# My Latest



## Russ (Feb 7, 2006)

I ordered this from a seller in Germany on Ebay. It was a speedy and smooth transaction I am pleased to say.

Poljot don't seem to spend much effort on packaging, Aldi have a better quality tin for their mints! The watch came with a certificate which claims a run of 500, are we to believe this? Call me cynical but I would bet they run more off the line.

First impressions are good, the watch has a good feel and weight for the money and the dial is very pleasing on the eye. It's keeping very good time. The leather strap is average. It's nice to have the glass back but the movement is somewhat obscured by a double 'Strela' logo, it would be better if it wasn't there.
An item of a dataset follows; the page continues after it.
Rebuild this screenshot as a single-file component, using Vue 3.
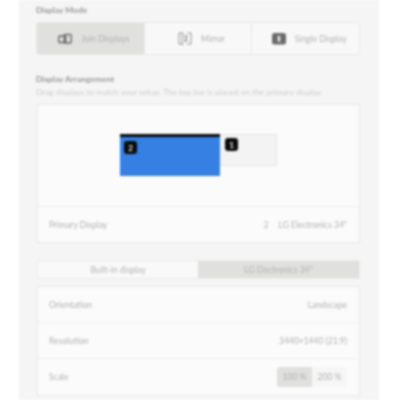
<script setup>
const modes = [
  { label: 'Join Displays', icon: 'join', active: true },
  { label: 'Mirror', icon: 'mirror', active: false },
  { label: 'Single Display', icon: 'single', active: false }
]
const rows = [
  { label: 'Orientation', value: 'Landscape' },
  { label: 'Resolution', value: '3440×1440 (21:9)' }
]
</script>

<template>
  <div class="page">
    <main class="panel">
      <h2 class="heading first">Display Mode</h2>
      <div class="modes">
        <button v-for="m in modes" :key="m.label" class="mode" :class="{ active: m.active }">
          <svg v-if="m.icon === 'join'" class="icon" width="14" height="12" viewBox="0 0 14 12" fill="none" stroke="#666" stroke-width="1.4">
            <rect x="0.8" y="3" width="7" height="6.5" rx="1" />
            <rect x="6.2" y="1.5" width="7" height="8.5" rx="1.2" />
          </svg>
          <svg v-else-if="m.icon === 'mirror'" class="icon" width="14" height="15" viewBox="0 0 14 15" fill="none" stroke="#999" stroke-width="1.1">
            <path d="M4.5 1.5 L1 2.5 V12.5 L4.5 13.5 V1.5" />
            <path d="M9.5 1.5 L13 2.5 V12.5 L9.5 13.5" />
            <path d="M7 4 L9 11 M9 4 L7 11" />
          </svg>
          <svg v-else class="icon" width="14" height="14" viewBox="0 0 14 14">
            <rect x="0" y="1" width="14" height="11.5" rx="2.5" fill="#6a6a6a" />
            <rect x="5.8" y="4" width="2.4" height="5.6" fill="#f2f2f2" />
          </svg>
          <span>{{ m.label }}</span>
        </button>
      </div>

      <h2 class="heading second">Display Arrangement</h2>
      <p class="hint">Drag displays to match your setup. The top bar is placed on the primary display.</p>
      <section class="card arrangement">
        <div class="canvas">
          <div class="screen primary"><b class="badge">2</b></div>
          <div class="screen secondary"><b class="badge">1</b></div>
        </div>
        <div class="row primary-row">
          <span>Primary Display</span>
          <span class="value"><i>2</i>LG Electronics 34"</span>
        </div>
      </section>

      <div class="tabs">
        <button class="tab first-tab">Built-in display</button>
        <button class="tab active">LG Electronics 34"</button>
      </div>

      <section class="card">
        <div v-for="r in rows" :key="r.label" class="row tall">
          <span>{{ r.label }}</span>
          <span>{{ r.value }}</span>
        </div>
        <div class="row tall">
          <span>Scale</span>
          <div class="scale">
            <button class="scale-btn active">100 %</button>
            <button class="scale-btn">200 %</button>
          </div>
        </div>
      </section>
    </main>
  </div>
</template>

<style>
html, body { margin: 0; background: #fff; }
</style>

<style scoped>
.page {
  width: 400px;
  height: 400px;
  overflow: hidden;
  background: #fff;
  font-family: Lato, "Open Sans", sans-serif;
  filter: blur(0.85px);
}
.panel {
  width: 360px;
  height: 400px;
  margin-left: 19px;
  padding: 0 19px 0 17px;
  box-sizing: border-box;
  background: #f5f5f5;
  color: #b2b2b2;
  font-size: 8.5px;
}
.heading {
  margin: 0;
  font-size: 8.4px;
  line-height: 10px;
  font-weight: 700;
  color: #979797;
}
.first { padding-top: 5px; }
.modes {
  display: flex;
  height: 33px;
  margin-top: 7px;
  box-sizing: border-box;
  border: 1px solid #e9e9e9;
  border-radius: 3px;
  background: #f8f8f8;
  overflow: hidden;
}
button {
  font: inherit;
  color: inherit;
  border: 0;
  padding: 0;
  background: none;
}
.mode {
  flex: 1;
  display: flex;
  align-items: center;
  justify-content: center;
  gap: 9px;
  padding-left: 7px;
  border-left: 1px solid #e9e9e9;
}
.mode:first-child { border-left: 0; }
.mode.active { background: #e0e0de; }
.second { margin-top: 19px; }
.hint {
  margin: 3px 0 0;
  font-size: 8.3px;
  line-height: 10px;
  color: #cdcdcd;
  white-space: nowrap;
}
.card {
  margin-left: 1px;
  width: 323px;
  box-sizing: border-box;
  border: 1px solid #e8e8e8;
  background: #fbfbfc;
}
.arrangement { margin-top: 7px; height: 139px; }
.canvas {
  display: flex;
  justify-content: center;
  align-items: flex-start;
  height: 102px;
  padding-top: 29px;
  box-sizing: border-box;
  border-bottom: 1px solid #efefef;
}
.screen { box-sizing: border-box; }
.primary {
  width: 100px;
  height: 42px;
  background: #3580e2;
  border-top: 3px solid #0a0a0a;
  padding: 4px 0 0 4px;
}
.secondary {
  width: 57px;
  height: 32px;
  background: #f3f3f3;
  border: 1px solid #e6e6e6;
  border-left: 0;
  padding: 3px 0 0 5px;
}
.badge {
  display: flex;
  align-items: center;
  justify-content: center;
  width: 13px;
  height: 13px;
  border-radius: 3px;
  background: #0a0a0a;
  color: #eee;
  font-size: 8px;
}
.row {
  display: flex;
  justify-content: space-between;
  align-items: center;
  padding: 0 12px 0 11px;
  color: #b2b2b2;
}
.primary-row { height: 36px; }
.value i {
  font-style: normal;
  margin-right: 10px;
}
.tabs {
  display: flex;
  width: 323px;
  height: 19px;
  margin: 17px 0 0 1px;
  box-sizing: border-box;
  border: 1px solid #ebebeb;
  border-radius: 2px;
  background: #f9f9f9;
  overflow: hidden;
}
.tab { flex: 1; }
.first-tab { flex: 0 0 160px; }
.tab.active { background: #e0e0de; }
.tabs + .card { margin-top: 7px; }
.tall {
  height: 36px;
  box-sizing: border-box;
  border-bottom: 1px solid #f0f0f0;
}
.tall:last-child { border-bottom: 0; }
.scale {
  display: flex;
  width: 70px;
  height: 20px;
  border-radius: 3px;
  background: #f6f6f6;
  overflow: hidden;
}
.scale-btn { flex: 1; }
.scale-btn.active { background: #e0e0de; }
</style>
Anyway, all in all I'm chuffed with it, what do you think?


----------



## bluejay (Apr 12, 2005)

Russ said:


> I ordered this from a seller in Germany on Ebay. It was a speedy and smooth transaction I am pleased to say.
> 
> Poljot don't seem to spend much effort on packaging, Aldi have a better quality tin for their mints! The watch came with a certificate which claims a run of 500, are we to believe this? Call me cynical but I would bet they run more off the line.
> 
> ...


Very nice. I think there were 500 black ones, 500 white ones, 500 of the other white ones, 500... ; )

Hope it lasts longer than mine


----------



## Russ (Feb 7, 2006)




----------



## bluejay (Apr 12, 2005)

Russ said:


> Errr, what happened to yours?


A problem with the date wheel - it still tells the time though and it still looks good. It was probably just bad luck so I'm sure yours will be fine!


----------



## Russ (Feb 7, 2006)

bluejay said:


> Russ said:
> 
> 
> > Errr, what happened to yours?
> ...


Well I hope so, perhaps it might not be too big a job to sort yours out.


----------



## PhilM (Nov 5, 2004)

Hi Russ nice watch you have their







here's mine. Have to say there great watches for the value


----------



## Russ (Feb 7, 2006)

Nice one, interesting you have gone for a tan strap, I think it suits very well.


----------



## PhilM (Nov 5, 2004)

Im actually looking for a lighter coloured one for it at the moment, black or brown straps both suit the watch well I think


----------



## Russ (Feb 7, 2006)

Is there a quick way of changing the date on this by the way?


----------



## mach 0.0013137 (Jan 10, 2005)

Russ said:


> Is there a quick way of changing the date on this by the way?


 On the 3133 movement you just need to wind the hands back and forth between 11PM & 12, same thing works for the 3105 which is derived from the 3133









Cool watch BTW


----------



## Russ (Feb 7, 2006)

mach 0.0013137 said:


> Russ said:
> 
> 
> > Is there a quick way of changing the date on this by the way?
> ...


Cheers, and thanks for the date info.


----------



## Bareges (Aug 18, 2005)

Nice watch Russ.

Here's mine!














just to show another option!


----------



## Russ (Feb 7, 2006)

Bareges said:


> Nice watch Russ.
> 
> Here's mine!
> 
> ...


Nice! I thought long and hard before choosing white. I think the black ones are attractive, but as most of my other watches seem to have black faces I went for a change...


----------